The all-singing/all-songwriting Melbourne trio of Etta Curry, Nellie Jackson and Luc Dawson (drums, guitar, bass respectively) have got a lot going on for a stripped down sound. They throb, jolt, drily deliver their lines; swing, jump, layer those voices; and sneak in a lot of straight out hooky tunes. Voices swap leads - Dawson’s the most tender, Curry and Jackson’s the punchier – so that the focus keeps shifting, but the sense of a collective spirit remains throughout.
While the obvious reference points are a post-Pixies ‘90s of Throwing Muses, Breeders and Sleater-Kinney, the strongest connection for me is local, specifically Clouds and Hummingbirds.
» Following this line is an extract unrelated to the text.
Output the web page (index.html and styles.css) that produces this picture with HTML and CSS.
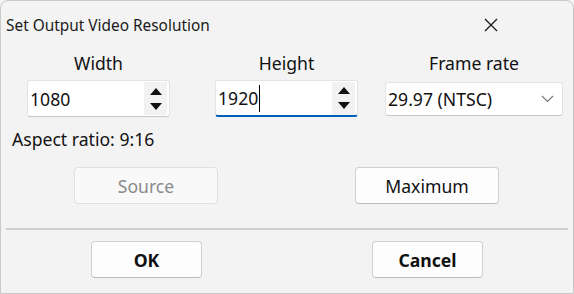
FILE: index.html
```html
<!DOCTYPE html>
<html lang="en">

<head>
  <meta charset="UTF-8">
  <meta name="viewport" content="width=device-width, initial-scale=1.0">
  <title>Set Output Video Resolution</title>
  <link rel="stylesheet" href="styles.css">
</head>

<body>
  <div class="dialog">
    <div class="titlebar">
      <span class="title">Set Output Video Resolution</span>
      <button class="close" aria-label="Close">
        <svg width="14" height="14" viewBox="0 0 14 14">
          <path d="M1 1 L13 13 M13 1 L1 13" stroke="#1a1a1a" stroke-width="1.3" fill="none" />
        </svg>
      </button>
    </div>

    <div class="fields">
      <div class="field">
        <label class="label">Width</label>
        <div class="spin">
          <span class="value">1080</span>
          <div class="arrows">
            <svg width="12" height="7" viewBox="0 0 12 7"><path d="M6 0 L12 7 L0 7 Z" fill="#111" /></svg>
            <svg width="12" height="7" viewBox="0 0 12 7"><path d="M0 0 L12 0 L6 7 Z" fill="#111" /></svg>
          </div>
        </div>
      </div>
      <div class="field">
        <label class="label">Height</label>
        <div class="spin focus">
          <span class="value">1920<i class="caret"></i></span>
          <div class="arrows">
            <svg width="12" height="7" viewBox="0 0 12 7"><path d="M6 0 L12 7 L0 7 Z" fill="#111" /></svg>
            <svg width="12" height="7" viewBox="0 0 12 7"><path d="M0 0 L12 0 L6 7 Z" fill="#111" /></svg>
          </div>
        </div>
      </div>
      <div class="field rate">
        <label class="label">Frame rate</label>
        <div class="select">
          <span class="value">29.97 (NTSC)</span>
          <svg width="13" height="8" viewBox="0 0 13 8"><path d="M1 1 L6.5 6.5 L12 1" stroke="#777" stroke-width="1.1" fill="none" /></svg>
        </div>
      </div>
    </div>

    <p class="aspect">Aspect ratio: 9:16</p>

    <div class="presets">
      <button class="btn" disabled>Source</button>
      <button class="btn">Maximum</button>
    </div>

    <hr class="sep">

    <div class="footer">
      <button class="btn bold ok">OK</button>
      <button class="btn bold cancel">Cancel</button>
    </div>
  </div>
</body>

</html>
```

FILE: styles.css
```css
html,
body {
  margin: 0;
  padding: 0;
  background: #f3f3f3;
}

.dialog {
  width: 574px;
  height: 294px;
  box-sizing: border-box;
  border: 1px solid #c9c9c9;
  border-radius: 8px 8px 0 0;
  background: #f3f3f3;
  font-family: "Noto Sans", "Open Sans", sans-serif;
  color: #111;
}

.titlebar {
  height: 47px;
  display: flex;
  align-items: center;
  justify-content: space-between;
  padding-left: 5px;
}

.title {
  font-size: 15.4px;
  color: #1a1a1a;
  margin-top: 1px;
}

.close {
  width: 46px;
  height: 46px;
  margin-right: 59px;
  border: none;
  background: transparent;
  display: flex;
  align-items: center;
  justify-content: center;
  padding: 0;
}

.fields {
  display: flex;
  padding-left: 26px;
}

.field {
  width: 143px;
  display: flex;
  flex-direction: column;
  align-items: center;
  margin-right: 45px;
}

.field.rate {
  width: 178px;
  margin-left: -18px;
  margin-right: 0;
}

.label {
  font-size: 17.6px;
  line-height: 24px;
  height: 32px;
  padding-top: 3px;
  box-sizing: border-box;
}

.spin {
  width: 143px;
  height: 37px;
  box-sizing: border-box;
  background: #fff;
  border: 1px solid #e3e3e3;
  border-bottom-color: #c6c6c6;
  border-radius: 3px;
  display: flex;
  align-items: center;
  justify-content: space-between;
}

.spin.focus {
  border-bottom: 2px solid #005fb8;
}

.value {
  font-size: 17.6px;
  padding-left: 2px;
  display: flex;
  align-items: center;
}

.caret {
  display: inline-block;
  width: 1px;
  height: 27px;
  background: #000;
  margin-left: 1px;
}

.arrows {
  width: 23px;
  height: 33px;
  margin-right: 2px;
  background: #f2f2f2;
  display: flex;
  flex-direction: column;
  align-items: center;
  justify-content: center;
  gap: 8px;
}

.select {
  width: 178px;
  height: 34px;
  margin-top: 2px;
  box-sizing: border-box;
  background: #fff;
  border: 1px solid #e3e3e3;
  border-bottom-color: #c6c6c6;
  border-radius: 3px;
  display: flex;
  align-items: center;
  justify-content: space-between;
  padding-right: 8px;
}

.aspect {
  margin: 10px 0 0 11px;
  font-size: 17.6px;
  line-height: 24px;
}

.presets {
  display: flex;
  gap: 137px;
  padding-left: 73px;
  margin-top: 16px;
}

.btn {
  width: 144px;
  height: 37px;
  box-sizing: border-box;
  background: #fdfdfd;
  border: 1px solid #d0d0d0;
  border-bottom-color: #bdbdbd;
  border-radius: 4px;
  font-family: "Noto Sans", "Open Sans", sans-serif;
  font-size: 17.6px;
  color: #111;
  padding: 0;
}

.btn:disabled {
  background: #f9f9f9;
  border-color: #e0e0e0;
  color: #8a8a8a;
}

.sep {
  margin: 24px 5px 0 5px;
  border: none;
  height: 2px;
  background: #cfcfcf;
}

.footer {
  display: flex;
  gap: 170px;
  padding-left: 90px;
  margin-top: 11px;
}

.btn.bold {
  width: 111px;
  font-weight: bold;
}
```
Like those two mixed-sex bands, Loose Tooth’s melodies are more laid out than thrown up (those hints of slacker delivery enhance that), the tempos mostly encourage modest swivelling of the hips rather than stamping of feet, and the laidback songs – you wouldn’t really call them ballads – sway with intent.
Yet all the time there’s a fizziness which works as a spur to look up rather than down. Some of that fizziness is in guitars which owe more to a ragged punk aesthetic than jangly pop but still play like support vehicles rather than assault weapons. Some comes from having next to no one – except that saxophone!! – looking to fill the spaces between drum/bass/guitar.
But mostly it comes from the unburdened energy of songs, fast or slow, that aren’t trying to outsmart you, just enjoin you. To do what? Whatever you want, it’s summer-as-winter after all.